The void that will exist in her absence is larger than the shape of our friendship. Through my time with Kim, I accepted one disturbing and relentless trend: true friends are hard to find. And harder to keep.
I have spent, as I said before, ten years here in Arizona. This is a transient state. The real estate boom promoted the concept of starter homes. The tax laws encouraged moving every two years, pocketing equity, and buying up. Neighbors don't stay. Myself, I have lived in four homes since my arrival.
Although the boom has passed, there is still no ability to make homes long term as many houses are being foreclosed upon; moving trucks tear through tumbleweeds that often result from neglected front yards. Houses on either side of me have been for sale for nearly two years. The two directly across the street were sold at auction last month. My children play with three kids from a single family that is moving in six weeks. They'll be losing their second set of friends in three months.
Even more than the geographical boundaries that create a neighborhood, there is a lack of desire to know the people who you live near. When I was growing up, you knew kids by their family names. That one's an Amato, and the two over there are Shields'. Watch out for the Walker girls and don't make the Fioka's mad because the four brothers will not let their little sister go unavenged. But I don't know anyone's last name these days. I don't even know the parents of the children who my boys bring home because they seem to have no need to meet the person who feeds, shelters, and entertains their brood.
My kids should be those Waterman boys, but they aren't because people don't care to know their names. That makes me sad.
To be honest, I don't really miss the people here whom I have called "friend" and who have moved on. They didn't seem to understand what friendship is, or what it could be. Perhaps I just attract people who are endless pits of need, who have nothing to give. Or maybe it's cultural. Where I grew up, we had so little, but gave so much. So much time, attention and support. Meals and hospitality flowed freely. Not so much here in Suburbia. They drive into the garages of their McMansions, not to be seen until the next day.
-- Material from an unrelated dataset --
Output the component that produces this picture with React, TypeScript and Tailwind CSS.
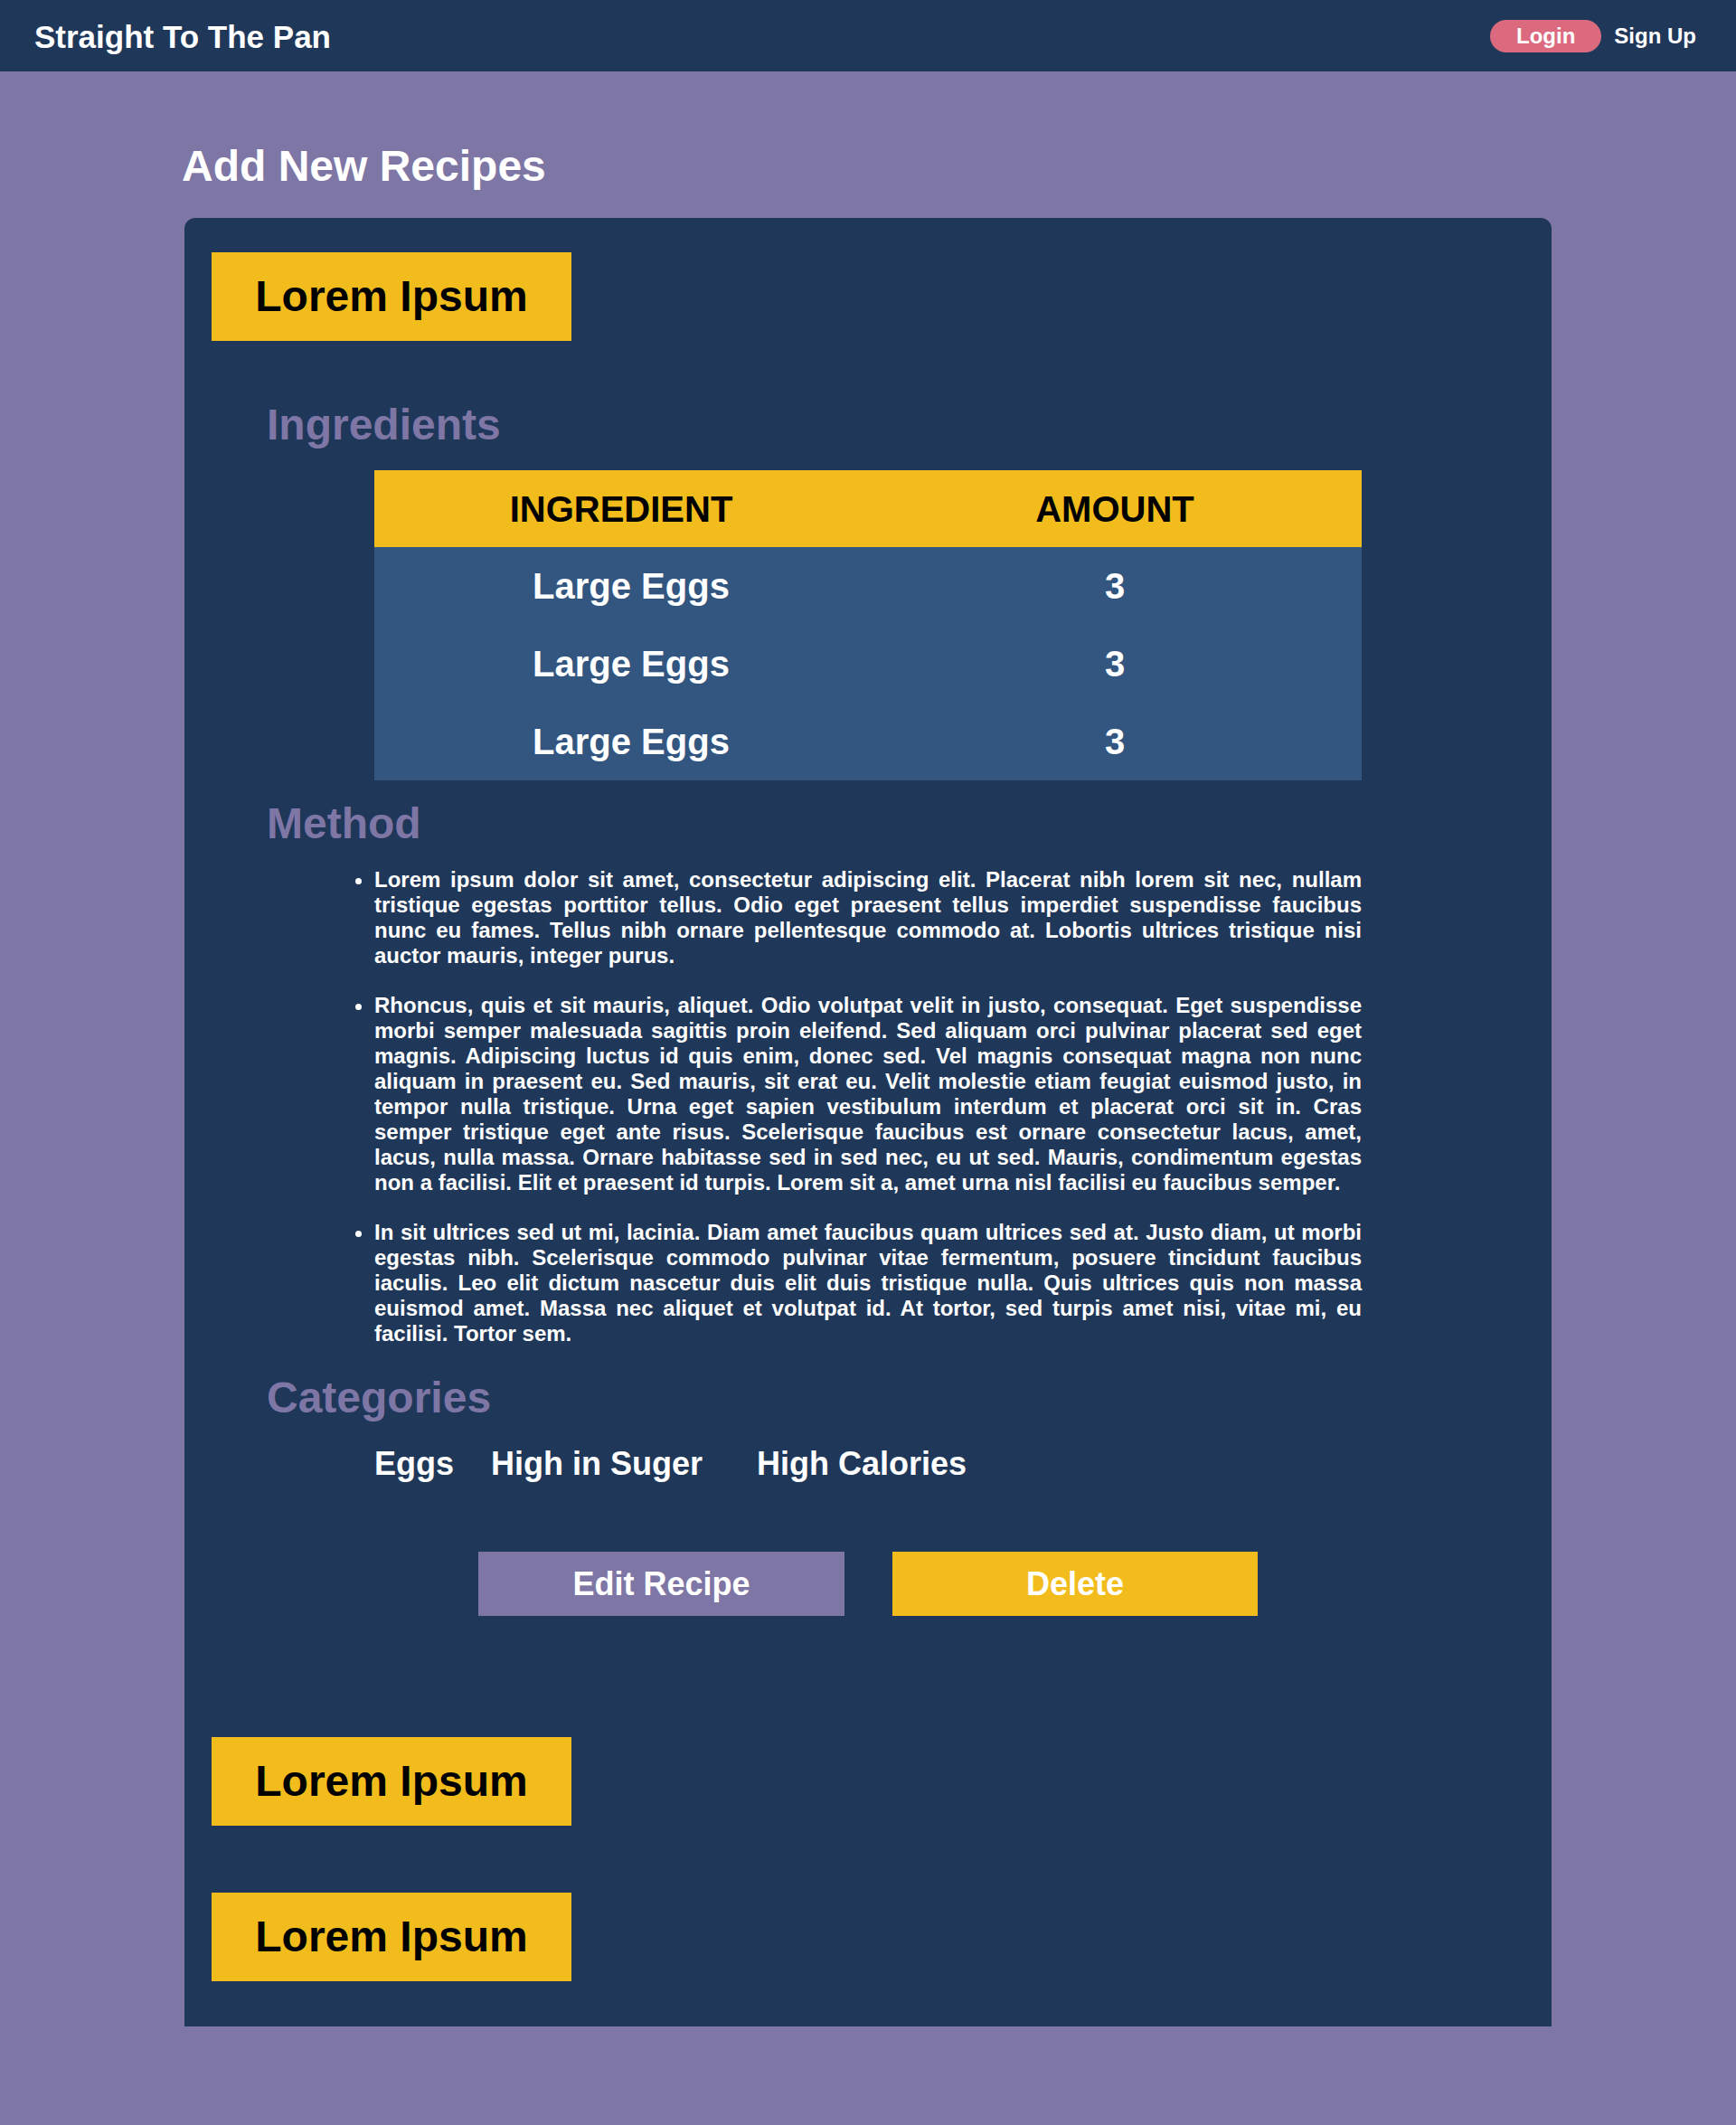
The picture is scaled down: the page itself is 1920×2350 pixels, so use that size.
import React from 'react'

const paragraphs = [
  'Lorem ipsum dolor sit amet, consectetur adipiscing elit. Placerat nibh lorem sit nec, nullam tristique egestas porttitor tellus. Odio eget praesent tellus imperdiet suspendisse faucibus nunc eu fames. Tellus nibh ornare pellentesque commodo at. Lobortis ultrices tristique nisi auctor mauris, integer purus.',
  'Rhoncus, quis et sit mauris, aliquet. Odio volutpat velit in justo, consequat. Eget suspendisse morbi semper malesuada sagittis proin eleifend. Sed aliquam orci pulvinar placerat sed eget magnis. Adipiscing luctus id quis enim, donec sed. Vel magnis consequat magna non nunc aliquam in praesent eu. Sed mauris, sit erat eu. Velit molestie etiam feugiat euismod justo, in tempor nulla tristique. Urna eget sapien vestibulum interdum et placerat orci sit in. Cras semper tristique eget ante risus. Scelerisque faucibus est ornare consectetur lacus, amet, lacus, nulla massa. Ornare habitasse sed in sed nec, eu ut sed. Mauris, condimentum egestas non a facilisi. Elit et praesent id turpis. Lorem sit a, amet urna nisl facilisi eu faucibus semper.',
  'In sit ultrices sed ut mi, lacinia. Diam amet faucibus quam ultrices sed at. Justo diam, ut morbi egestas nibh. Scelerisque commodo pulvinar vitae fermentum, posuere tincidunt faucibus iaculis. Leo elit dictum nascetur duis elit duis tristique nulla. Quis ultrices quis non massa euismod amet. Massa nec aliquet et volutpat id. At tortor, sed turpis amet nisi, vitae mi, eu facilisi. Tortor sem.',
]

const ingredients = [
  { name: 'Large Eggs', amount: 3 },
  { name: 'Large Eggs', amount: 3 },
  { name: 'Large Eggs', amount: 3 },
]

function RecipeTitle({ title }: { title: string }) {
  return (
    <div className="flex h-[98px] w-[398px] items-center justify-center bg-[#f2bd1c] text-[48px] leading-none text-black">
      {title}
    </div>
  )
}

function SectionHeading({ children }: { children: React.ReactNode }) {
  return <h2 className="pl-[91px] text-[48px] leading-none text-[#7e76a5]">{children}</h2>
}

export default function App() {
  return (
    <div className="min-h-[2350px] bg-[#7e76a5] font-['Liberation_Sans',Arial,sans-serif] font-bold text-white">
      <header className="flex h-[79px] items-center justify-between bg-[#1f3759] pl-[38px] pr-[44px]">
        <span className="pt-[2px] text-[35px] leading-none">Straight To The Pan</span>
        <nav className="flex items-center gap-[14px] text-[24px] leading-none">
          <button className="rounded-full bg-[#dc6a7f] px-[29px] py-[6px]">Login</button>
          <button>Sign Up</button>
        </nav>
      </header>

      <main className="mx-auto w-[1512px] pb-[109px]">
        <h1 className="mt-[81px] -ml-[3px] text-[48px] leading-none">Add New Recipes</h1>

        <section className="mt-[33px] rounded-t-[12px] bg-[#1f3759] pt-[38px] pb-[50px]">
          <div className="pl-[30px]">
            <RecipeTitle title="Lorem Ipsum" />
          </div>

          <div className="mt-[69px]">
            <SectionHeading>Ingredients</SectionHeading>
            <div className="mx-auto mt-[26px] w-[1092px]">
              <table className="w-full table-fixed border-collapse text-[40px] leading-none">
                <thead>
                  <tr className="h-[85px] bg-[#f2bd1c] text-black">
                    <th className="font-bold">INGREDIENT</th>
                    <th className="font-bold">AMOUNT</th>
                  </tr>
                </thead>
                <tbody className="bg-[#335681]">
                  {ingredients.map((row, i) => (
                    <tr key={i} className="h-[86px]">
                      <td className="pl-[22px] text-center">{row.name}</td>
                      <td className="text-center">{row.amount}</td>
                    </tr>
                  ))}
                </tbody>
              </table>
            </div>
          </div>

          <div className="mt-[24px]">
            <SectionHeading>Method</SectionHeading>
            <ul className="mx-auto mt-[24px] flex w-[1092px] list-disc flex-col gap-[27px] text-justify text-[24px] leading-[28px]">
              {paragraphs.map((p, i) => (
                <li key={i}>{p}</li>
              ))}
            </ul>
          </div>

          <div className="mt-[33px]">
            <SectionHeading>Categories</SectionHeading>
            <div className="mx-auto mt-[31px] flex w-[1092px] text-[36px] leading-none">
              <span>Eggs</span>
              <span className="ml-[41px]">High in Suger</span>
              <span className="ml-[60px]">High Calories</span>
            </div>
          </div>

          <div className="mt-[79px] flex justify-center gap-[53px] text-[36px] leading-none">
            <button className="h-[71px] w-[405px] bg-[#7e76a5]">Edit Recipe</button>
            <button className="h-[71px] w-[404px] bg-[#f2bd1c]">Delete</button>
          </div>

          <div className="mt-[134px] flex flex-col gap-[74px] pl-[30px]">
            <RecipeTitle title="Lorem Ipsum" />
            <RecipeTitle title="Lorem Ipsum" />
          </div>
        </section>
      </main>
    </div>
  )
}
Or, in the case of an ambulance, they can always be counted on come out to rubberneck.
And you know that the only time that you are on their minds is when you have a new car, or when there is a whiff of something to be gossiped about.
Kim and I came together through a mutual acquaintance who was just that toxic. I was so thankful for Kim, for someone who was finally honest, and kind and giving. She was generous and fun and other-centered. We have had a fantastic time learning about each other. I had no idea what I had been missing until I found it.
And now she's going. I think I am okay with it because my life experience has proven to me that people will continue to be brought into my life as long as my business with them is unfinished. I have peace about this.
Kim's crying. This year here has been hard on both of us and its ending. A part of me is just so happy that she will be with her people, and the other part is wondering what I will do now. I know that I won't settle for a façade of a friendship ever again. I have learned so much about myself and I deserve better than what I have been settling for.
She brings me home and her car pulls out of the driveway. She'll be leaving in nine hours and needs her sleep. I watch her car as it turns the corner on my nearly empty neighborhood and praise God for having brought her into my life. She reminded me of what I truly wanted, and, as I saw her ache for her beloved Texas, of who I was. And I am grateful.